3. check swift acls so that private wiki's "public" container is not world readable

  • eg office wiki is set correctly
    • what's the full list of "private" wikis?
  • method of testing:
    • swift -A http://127.0.0.1/auth/v1.0 -U mw:thumb -K $pass stat wikipedia-office-local-public
    • shows blank Read ACL: instead of mw:thumb,.r:*

4. upload URLs to swift:

-> so use urlpath_regex instead of urlregex? (I think it's still upload; I'm not sure why tcpdump didn't give me the hostname. the interesting part is the url is anchored at math instead of project/language/math)
proxy vs non-proxy requests? yes, but who doesn't use the proxy-style url when asking an image scaler a question? mediawiki?
  • exception: graphs and timeline extensions
  • all of these caught by:
    +# math extension still requires NFS.  send these to ms7 until we can fix that.
    +acl ms7_math          urlpath_regex       ^/[^/]+/[^/]+/(graphs|math|timeline)/.*
    +cache_peer_access 10.0.0.246    allow ms7_math
    +cache_peer_access 10.0.0.246    deny all

5. Other stuff that's on ms7 that swift doesn't (yet?) have (this list comes from ls /mnt/upload6/):

See Cruft on ms7 for this list with annotations, and make changes there.

  • dirs
  • math (as mentioned above)
  • ext-dist
  • jars
  • portal
  • private
  • skins
  • scripts
  • sync-from-home (aka scripts) (this can go)
  • lost-image-thumb-backup
  • files
  • pybaltestfile.txt !!! <-- swift does have this at monitoring/pybal.txt; see lvs.pp for full URL but rewrite.py will probably have to be modified to serve this file directly
  • robots.txt
  • index.html
  • favicon.ico
  • x1
  • mime.php

overall approach:

  • set swift as a default target and blacklist things that shouldn't get there?
    • must blacklist auth, things that haven't moved to swift yet
  • whitelist each thing we transition from ms7 to swift leaving the default on ms7?
    • then watch ms7's traffic and see when stuff stops coming in

Whitelist (or combination) approach:

still blacklist auth attempts, just cuz we can

  • acl swift_auth1 urlpath_regex ^/auth
  • acl swift_auth2 urlpath_regex v[0-9]+/AUTH_.*
  • acl swift_auth3 urlpath_regex AUTH_[0-9a-fA-F-]{32,36}
    needs testing, does {digits} work?
  • http_access deny swift_auth1
  • http_access deny swift_auth2
  • http_access deny swift_auth3

existing squid acl for thumbs:

squid acl for originals: (Aaron's suggestion)

Prep first:

  • test that non head/get to upload are rejected. we think so based on front end config but best to try some requests
  • see if swift is really missing a pile of thuimbs (how?) -- skipping and hoping

How to test on a single squid

  • Want to take it out of front and backend service.
    • Out of front end: enabled = false in pybal config
      why frontend? it shouldn't matter. backend is what we need
      indeed, frontend doesn't need depooling
      if the test squid front end is active, it will have itself listed in the backend list I think, since when we deploy the files generated without the test sqid in the ocnf, its own file isn't regenerted.
    • Out of back end: ?
      (after irc discussion) remove squid from config file, generate, edit the front end config file for the test squid to remove itself from the back end list, push this change to *all* (so esams gets the update) (and to the specific host manually maybe?) note if you don't fix it on pppet master puppet will overwrite your edited file on the test squid frontend :-/
      revert the removal, make back end config changes for our test, generate
      after generating squid configs, deploy only to that host, 'cache' as type

No lab project we can test squid confs for swift in, right?

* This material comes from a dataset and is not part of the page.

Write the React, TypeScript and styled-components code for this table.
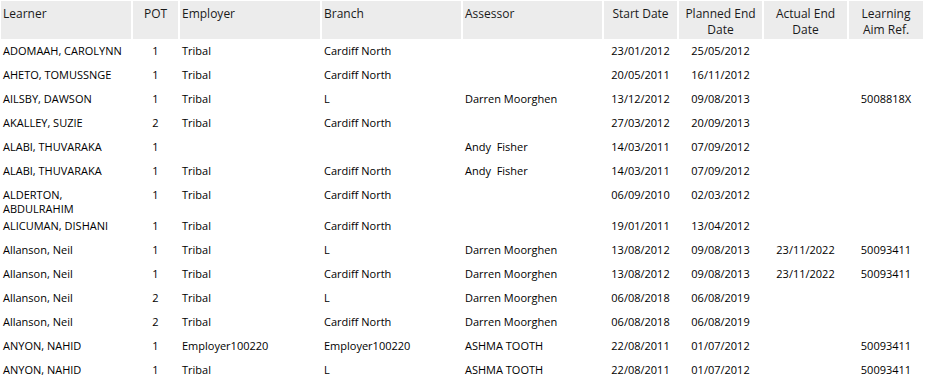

Do these later (not during this window)?

squid acl for math (once it lives on swift; requires rewrite.py changes)

squid acl for ext-dist: (requires rewrite.py changes)

etc...

Tests (and expected resurlts)

  • random /math/: MISS, 200 OK, Sun-Java-System-Web-Server
  • random thumb: MISS, 200 OK, swift (X-Object-Meta-Sha1base36)
  • random orig: MISS, 200 OK, swift
  • random /archive/: MISS, 200 OK, swift
  • request using swift syntax to monitoring container/file MISS (403 from squid)
    curl -v -H "User-Agent: benfoo" -H "Host: upload.wikimedia.org" http://sq51.wikimedia.org:3128/v1/AUTH_XXXX/monitoring/pybaltestfile.txt
  • OPTIONS on backend: 405 method not allowed (presumably from swift); OPTIONS on frontend 403 forbidden

What happened

Spike in load on image scalers, much iowait, small load increase on ms5, scalers eventually became unresponsive. Later found nfs server timeout messages in the logs on the scalers. After revert this situation continued for awhile until eventually load on scalers dropped sharply, at the same time that load on ms5 returned to normal.

During the same interval, we saw some http requests to ms5 for thumbs and images, about 5 get requests a second. Note that this is nothing compared to traffic it used to handle, about 40/sec.

However... it's 100% full (there's about 101gb free on ms5). We already know form experience that the more thumbs are in these directories, the slower it gets, and that we will eventually see nfs timeouts. I don't know if we've ver run at this close to the edge.